Nelle compravendite immobiliari è frequente la stipula di un contratto preliminare, con il quale vengono definiti gli elementi essenziali del contratto, cioè l’identificazione dell’immobile e il prezzo con le modalità di pagamento; viene poi stabilito il termine entro il quale le parti devono provvedere alla sottoscrizione del contratto definitivo o rogito.
Accordo per differire il termine
Il termine in questione è un elemento essenziale della pattuizione, nel senso che serve a delimitare i reciproci diritti e obblighi entro il periodo indicato; è possibile, tuttavia, differirlo, qualora una o entrambe le parti abbiano esigenza di prorogare, come anche di anticipare la stipula del definitivo.
In questi casi occorrerà che la parte interessata invii una comunicazione all’altra, che a sua volta risponderà accettando o meno l’indicazione del nuovo termine; è comunque fondamentale l’accordo delle parti ma la legge non richiede, per la modifica del termine inizialmente previsto, una particolare forma scritta.
Comportamento concludente
La Corte di Cassazione, sul punto, ha infatti precisato che, nei contratti per i quali è prescritta la forma scritta a pena di nullità, la volontà comune delle parti deve rivestire tale forma soltanto nella parte riguardante gli elementi essenziali, come l’oggetto e il prezzo, che devono risultare dall'atto stesso; qualora sia previsto un termine per la stipula del contratto definitivo, la modifica di detto elemento accidentale e la rinuncia della parte ad avvalersene non richiedono la forma scritta, “sia perché detta forma è necessaria solo quando il diritto immobiliare costituisca l'oggetto diretto e immediato della rinuncia o della pattuizione, sia perchè l'accordo delle parti in ordine alla rinuncia o alla modifica non incide su alcuno degli elementi essenziali del contratto[...]" (Cass. Ordinanza n. 8765/2021).
Nel caso esaminato dalla Corte, il promissario venditore aveva accettato, dopo la scadenza del termine in precedenza pattuito, il pagamento di un'ulteriore somma a titolo di caparra confirmatoria da parte del promissario acquirente; tale accettazione configurava un comportamento concludente che, in quanto conforme a quelli fino a quel momento assunti dagli stessi, era tale da legittimare l'affidamento, in capo al promissario acquirente, di una proroga del termine per la stipula del contratto definitivo, cioè come un'inequivoca accettazione della richiesta di proroga di detto termine.

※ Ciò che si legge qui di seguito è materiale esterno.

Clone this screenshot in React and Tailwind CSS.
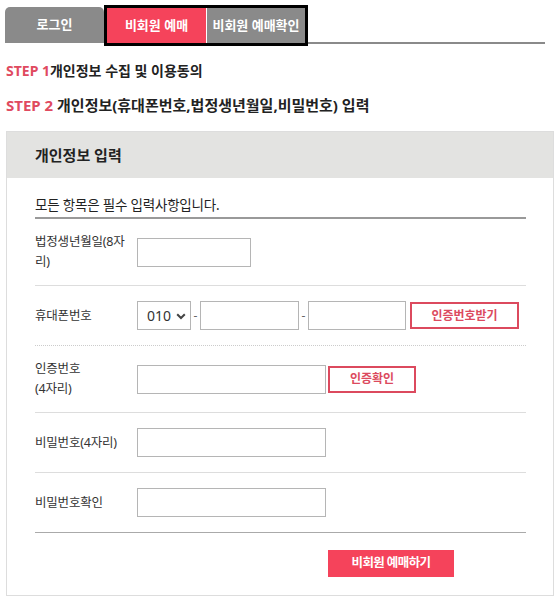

Risoluzione del contratto per inadempimento
In un altro caso, di cui alla recente ordinanza n. 18953/2022 della Corte di Cassazione, il promissario venditore (l'impresa di costruzioni) non si era presentato dinanzi al notaio il giorno della stipula; tale comportamento, unitamente ad altre circostanze, tra cui la mancata informazione dell’esistenza di un’ipoteca già iscritta sull’immobile e non cancellata, aveva indotto il promissario acquirente a far valere in giudizio la risoluzione del contratto per inadempimento, chiedendo il risarcimento pari al doppio della caparra versata.
Sia in primo grado che in appello i giudici avevano dato ragione al promissario acquirente, individuando nel comportamento tenuto dal venditore il rilevante inadempimento previsto dall’art. 1455 del codice civile quale causa di risoluzione del contratto; in base a tale norma, infatti, il contratto non si può risolvere se l’inadempimento di una delle parti ha scarsa importanza, avuto riguardo all’interesse dell’altra.
Quanto alla valutazione della rilevanza dell’inadempimento, aggiunge la Suprema Corte, qualora esso sia totale e riguardi una delle obbligazioni primarie e fondamentali del contratto, come nel caso della mancata presenza dinanzi al notaio il giorno fissato per il rogito, la gravità è implicita nel mancato adempimento.